The watercolor is made up of several colored areas applied with a brush: a red rectangle at the top and a dark blue structure above a yellow shape in the center of the picture. From there, two blue strokes extend into the lower third of the picture. The individual brush strokes emphasize the vertical character of the sheet; the longish blue blotch presents itself as an exception. It is an abstract picture challenging the eye to instinctively look for representational elements, though: the yellow area might be read as a receptacle on two blue legs, for example. The brown and green parts to its left evoke a natural backdrop. The title “Composition,” however, already suggests that the artist has not depicted anything here but given the stage to colors. The washed look of the watercolor lends the subject a certain lightness and floating character.
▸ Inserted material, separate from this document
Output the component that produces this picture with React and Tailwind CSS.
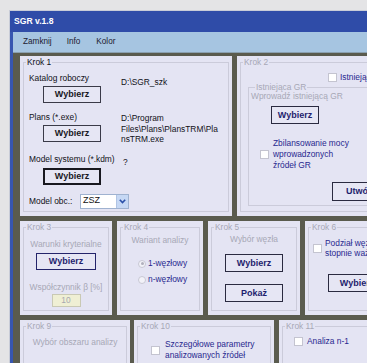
import React from 'react';

// small win-classic style widgets
function Btn({ className = '', children }) {
  return (
    <div className={`flex items-center justify-center bg-[#e6e6f4] font-bold text-[9px] leading-none shrink-0 ${className}`}>
      {children}
    </div>
  );
}

function Check({ className = '' }) {
  return <div className={`w-[9px] h-[9px] bg-white border border-[#c4c4d0] shrink-0 ${className}`} />;
}

function Radio({ on }) {
  return (
    <div className="w-[8px] h-[8px] rounded-full border border-[#c8c8d4] bg-[#f2f2f8] flex items-center justify-center shrink-0">
      {on && <div className="w-[3px] h-[3px] rounded-full bg-[#b0b0bc]" />}
    </div>
  );
}

function Panel({ title, active, className = '', children }) {
  return (
    <div className={`bg-[#e4e4f3] px-[3px] pt-[1px] pb-[4px] shrink-0 ${className}`}>
      <fieldset className="h-full min-w-0 border border-[#cbcbda]">
        <legend className={`ml-[2px] px-[1px] leading-[11px] ${active ? 'text-[#111118]' : 'text-[#a7a8b6]'}`}>{title}</legend>
        {children}
      </fieldset>
    </div>
  );
}

export default function App() {
  return (
    <div className="w-[367px] h-[363px] overflow-hidden bg-[#e4e4e6] font-['Liberation_Sans',Arial,sans-serif] text-[8.4px]">
      <div className="ml-[9px] mt-[10px] border-l border-t border-[#c8ccd8] w-[400px]">
        {/* title bar */}
        <div className="h-[21px] bg-[#2f4ca8] flex items-center pl-[4px] text-white font-bold text-[8.6px]">
          SGR v.1.8
        </div>

        <div className="bg-[#3756b0] pl-[3px]">
          {/* menu */}
          <div className="h-[21px] bg-[#a6c5e1] border-b border-[#8aa0b0] flex items-center pl-[10px] text-[#1c2030] text-[8.2px]">
            <span>Zamknij</span>
            <span className="ml-[15px]">Info</span>
            <span className="ml-[16px]">Kolor</span>
          </div>

          {/* client area */}
          <div className="bg-[#5a5b4e] pt-[3px] pl-[7px] h-[320px] flex flex-col gap-[5px]">
            {/* row 1 */}
            <div className="flex gap-[5px]">
              <Panel title="Krok 1" active className="w-[212px] h-[160px]">
                <div className="pl-[5px] text-[#111118]">
                  <div className="mt-[5px] flex">
                    <div className="w-[92px]">
                      <div className="leading-[11px]">Katalog roboczy</div>
                      <Btn className="mt-[2px] ml-[14px] w-[58px] h-[17px] border border-[#3a3a48] text-[#18181f]">Wybierz</Btn>
                    </div>
                    <div className="pt-[4px] leading-[11px]">{'D:\\SGR_szk'}</div>
                  </div>

                  <div className="mt-[9px] flex">
                    <div className="w-[92px]">
                      <div className="leading-[11px]">Plans (*.exe)</div>
                      <Btn className="mt-[2px] ml-[14px] w-[58px] h-[17px] border border-[#3a3a48] text-[#18181f]">Wybierz</Btn>
                    </div>
                    <div className="pt-[1px] leading-[10.5px]">
                      <div>{'D:\\Program'}</div>
                      <div>{'Files\\Plans\\PlansTRM\\Pla'}</div>
                      <div>nsTRM.exe</div>
                    </div>
                  </div>

                  <div className="mt-[9px] flex">
                    <div className="w-[92px]">
                      <div className="leading-[11px] whitespace-nowrap">Model systemu (*.kdm)</div>
                      <Btn className="mt-[3px] ml-[14px] w-[58px] h-[17px] border-2 border-[#18181f] text-[#18181f]">Wybierz</Btn>
                    </div>
                    <div className="pt-[3px] leading-[11px] pl-[2px]">?</div>
                  </div>

                  <div className="mt-[9px] flex items-center h-[15px]">
                    <div className="w-[51px]">Model obc.:</div>
                    <div className="w-[49px] h-[15px] bg-white border border-[#9fb2d0] flex items-center">
                      <span className="flex-1 pl-[2px] text-[9px] text-[#111]">ZSZ</span>
                      <div className="w-[12px] h-full bg-[#c6d8f4] border-l border-[#b0c4e4] flex items-center justify-center">
                        <svg width="7" height="5" viewBox="0 0 7 5">
                          <path d="M0.8 0.8 L3.5 3.6 L6.2 0.8" fill="none" stroke="#2a4fa8" strokeWidth="1.6" />
                        </svg>
                      </div>
                    </div>
                  </div>
                </div>
              </Panel>

              <Panel title="Krok 2" className="w-[220px] h-[160px]">
                <div className="pl-[5px]">
                  <div className="mt-[4px] h-[11px] flex items-center ml-[82px]">
                    <Check />
                    <span className="ml-[3px] text-[#28288f] whitespace-nowrap">Istniejąca GR</span>
                  </div>
                  <fieldset className="ml-[2px] h-[123px] border border-[#cbcbda]">
                    <legend className="ml-[6px] px-[1px] leading-[8px] text-[#a7a8b6]">Istniejąca GR</legend>
                    <div className="pl-[2px]">
                      <div className="mt-[1px] leading-[9px] text-[#a7a8b6]">Wprowadź istniejącą GR</div>
                      <Btn className="mt-[5px] ml-[20px] w-[48px] h-[18px] border-[1.5px] border-[#2a2a40] text-[#1e1e6e]">Wybierz</Btn>
                      <div className="mt-[14px] flex items-center">
                        <Check className="ml-[9px]" />
                        <div className="ml-[4px] leading-[11px] text-[#28288f]">
                          <div>Zbilansowanie mocy</div>
                          <div>wprowadzonych</div>
                          <div>źródeł GR</div>
                        </div>
                      </div>
                      <Btn className="mt-[11px] ml-[81px] w-[58px] h-[19px] border-[1.5px] border-[#2a2a40] text-[#1e1e6e]">Utwórz</Btn>
                    </div>
                  </fieldset>
                </div>
              </Panel>
            </div>

            {/* row 2 */}
            <div className="flex gap-[5px]">
              <Panel title="Krok 3" className="w-[92px] h-[94px]">
                <div className="flex flex-col items-center text-[#a7a8b6]">
                  <div className="mt-[6px] leading-[11px] whitespace-nowrap">Warunki kryterialne</div>
                  <Btn className="mt-[3px] w-[60px] h-[17px] border-[1.5px] border-[#24246a] text-[#1e1e6e]">Wybierz</Btn>
                  <div className="mt-[12px] leading-[11px] whitespace-nowrap">Współczynnik β  [%]</div>
                  <div className="mt-[1px] w-[29px] h-[13px] bg-[#efefd4] border border-[#c9c9b4] flex items-center justify-center text-[#a7a8b0]">10</div>
                </div>
              </Panel>

              <Panel title="Krok 4" className="w-[86px] h-[94px]">
                <div className="flex flex-col">
                  <div className="mt-[2px] leading-[11px] text-center text-[#a7a8b6]">Wariant analizy</div>
                  <div className="mt-[12px] ml-[17px] h-[11px] flex items-center">
                    <Radio on />
                    <span className="ml-[2px] text-[#28288f]">1-węzłowy</span>
                  </div>
                  <div className="mt-[5px] ml-[17px] h-[11px] flex items-center">
                    <Radio />
                    <span className="ml-[2px] text-[#28288f]">n-węzłowy</span>
                  </div>
                </div>
              </Panel>

              <Panel title="Krok 5" className="w-[92px] h-[94px]">
                <div className="flex flex-col items-center">
                  <div className="mt-[1px] leading-[11px] text-[#a7a8b6]">Wybór węzła</div>
                  <Btn className="mt-[9px] w-[58px] h-[18px] border-[1.5px] border-[#2a2a40] text-[#1e1e6e]">Wybierz</Btn>
                  <Btn className="mt-[12px] w-[58px] h-[18px] border-[1.5px] border-[#2a2a40] text-[#1e1e6e]">Pokaż</Btn>
                </div>
              </Panel>

              <Panel title="Krok 6" className="w-[110px] h-[94px]">
                <div className="pl-[4px]">
                  <div className="mt-[5px] flex items-center">
                    <Check />
                    <div className="ml-[3px] leading-[10px] text-[#28288f] whitespace-nowrap">
                      <div>Podział węzłów wg</div>
                      <div>stopnie ważności</div>
                    </div>
                  </div>
                  <Btn className="mt-[16px] ml-[15px] w-[58px] h-[18px] border-[1.5px] border-[#2a2a40] text-[#1e1e6e]">Wybierz</Btn>
                </div>
              </Panel>
            </div>

            {/* row 3 */}
            <div className="flex">
              <Panel title="Krok 9" className="w-[110px] h-[80px]">
                <div className="mt-[5px] leading-[11px] text-center text-[#a7a8b6] whitespace-nowrap">Wybór obszaru analizy</div>
              </Panel>

              <Panel title="Krok 10" className="ml-[4px] w-[140px] h-[80px]">
                <div className="mt-[7px] ml-[13px] flex items-center">
                  <Check />
                  <div className="ml-[5px] leading-[11px] text-[#28288f]">
                    <div>Szczegółowe parametry</div>
                    <div>analizowanych źródeł</div>
                  </div>
                </div>
              </Panel>

              <Panel title="Krok 11" className="ml-[5px] w-[110px] h-[80px]">
                <div className="mt-[4px] ml-[11px] h-[11px] flex items-center">
                  <Check />
                  <span className="ml-[4px] text-[#28288f]">Analiza n-1</span>
                </div>
              </Panel>
            </div>
          </div>
        </div>
      </div>
    </div>
  );
}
Wolfgang Hollegha ranks among the pioneers of Austrian Art Informel. The abstract movement of Art Informel originated in Paris and was aimed at freeing postwar painting from its task to render things true to nature. Like his artist friends Markus Prachensky, Josef Mikl, Arnulf Rainer, or Maria Lassnig, Hollegha came to be interested in the essence, the core of things rather than in their appearance. His language as a painter may be said to be mainly characterized by a thin application of paint. He often uses large-format canvases and pours paint on it which he then gives form to with his brush. He draws his inspiration from nature. Hollegha was a co-founding member of the group “Gallery St. Stephan” around Otto Mauer, which exercised a decisive influence on the Austrian postwar art scene. When the native Carinthian also became known in the United States only a little later, he chose to remain in Austria, where he has lived in an old farmhouse in Styria since 1962. He held a professorship for painting at the Academy of Fine Arts Vienna until 1997.